Improvements: Some of the videos we watched could have a better sound or visual quality. There were a few 'housekeeping' items that I was going to mention regarding the website, but the website went through a makeover of sorts during our review period, and most of these were cleaned up and made more visually appealing! It seems like there is always something new or some improvement or upgrade being done on the website, which keeps it fresh, new, and exciting. Also, Aurora is constantly looking for feedback, and implementing ideas that are given.
What we are looking forward to: So far, we have used the program mostly as a supplementation to our regularly scheduled curriculum and daily science lessons. Soon we will be finished with our regular curriculum for the year, and we are looking into really working through some of the e-science units as a sole source of science lessons!

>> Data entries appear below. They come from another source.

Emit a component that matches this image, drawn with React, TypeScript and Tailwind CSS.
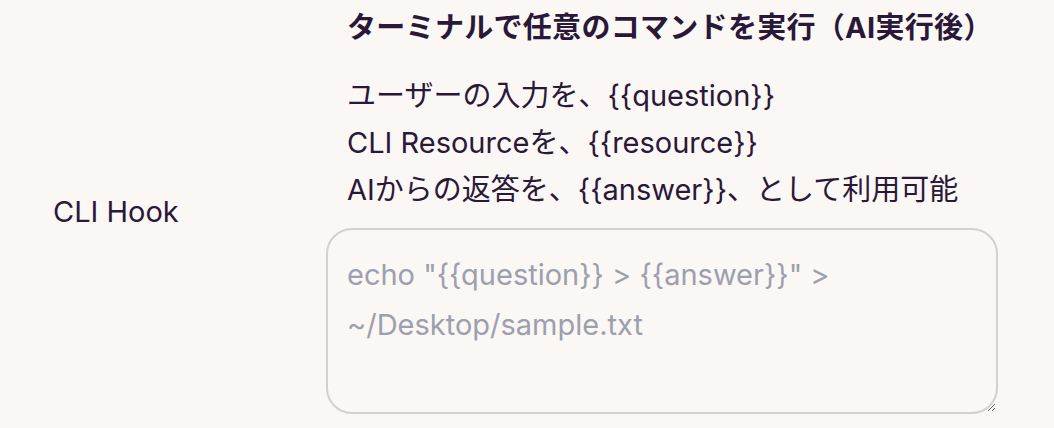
import React from "react";

export default function App() {
  const lines = [
    "ユーザーの入力を、{{question}}",
    "CLI Resourceを、{{resource}}",
    "AIからの返答を、{{answer}}、として利用可能",
  ];

  return (
    <div
      className="min-h-screen w-full bg-[#faf7f5] text-[#2a1838] flex"
      style={{ fontFamily: 'Inter, "Noto Sans CJK JP", sans-serif' }}
    >
      <div className="w-[326px] shrink-0 flex items-center pl-[53px] pb-[6px]">
        <span className="text-[29px] leading-[47px]">CLI Hook</span>
      </div>

      <div className="flex flex-col w-[672px] pt-[4px]">
        <h3 className="pl-[21px] text-[29px] font-bold leading-[47px] tracking-[0.3px] whitespace-nowrap">
          ターミナルで任意のコマンドを実行（AI実行後）
        </h3>

        <div className="pl-[21px] mt-[21px] flex flex-col">
          {lines.map((l) => (
            <p key={l} className="text-[29px] leading-[47px]">
              {l}
            </p>
          ))}
        </div>

        <textarea
          className="mt-[15px] h-[186px] w-full rounded-[26px] border-2 border-[#d3d0d0] bg-[#faf7f5] px-[19px] py-[20px] text-[29px] leading-[50px] placeholder:text-[#9ca0ad] outline-none"
          placeholder={'echo "{{question}} > {{answer}}" > ~/Desktop/sample.txt'}
        />
      </div>
    </div>
  );
}
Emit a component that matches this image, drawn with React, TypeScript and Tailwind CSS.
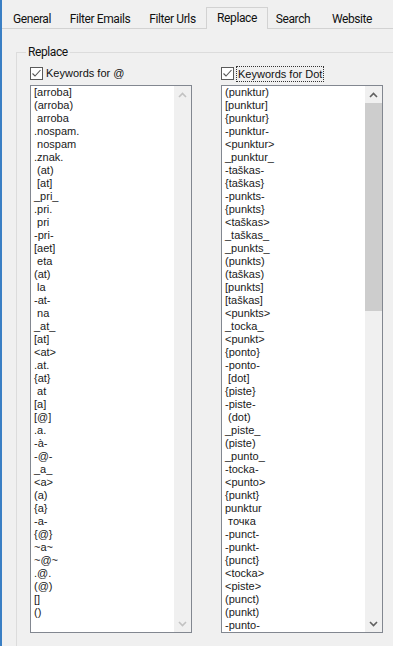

There are a few 'heavily involved' projects that we would like to build that need more time than we can give it presently, such as a solar oven and an underwater robotic device. We are also looking forward to utilizing the online summer science camp that the website offers. I watched a few videos of previous summer science camps, and they are unbelievably cool. I know the girls will really enjoy working through this during the summer when they have less other work and more time to devote to it.
What it costs: A membership costs $37 a month for the K-8 level, and $57 a month for the grades 9-12 level.
System requirements: You will definitely need a strong internet connection and the latest version of your browser. Also, Adobe Reader and Flash Player. All system requirements can be seen here.
This page has a video introduction to the program and describes membership benefits in great detail.
Our opinion? Supercharged Science really makes learning science interesting and fun!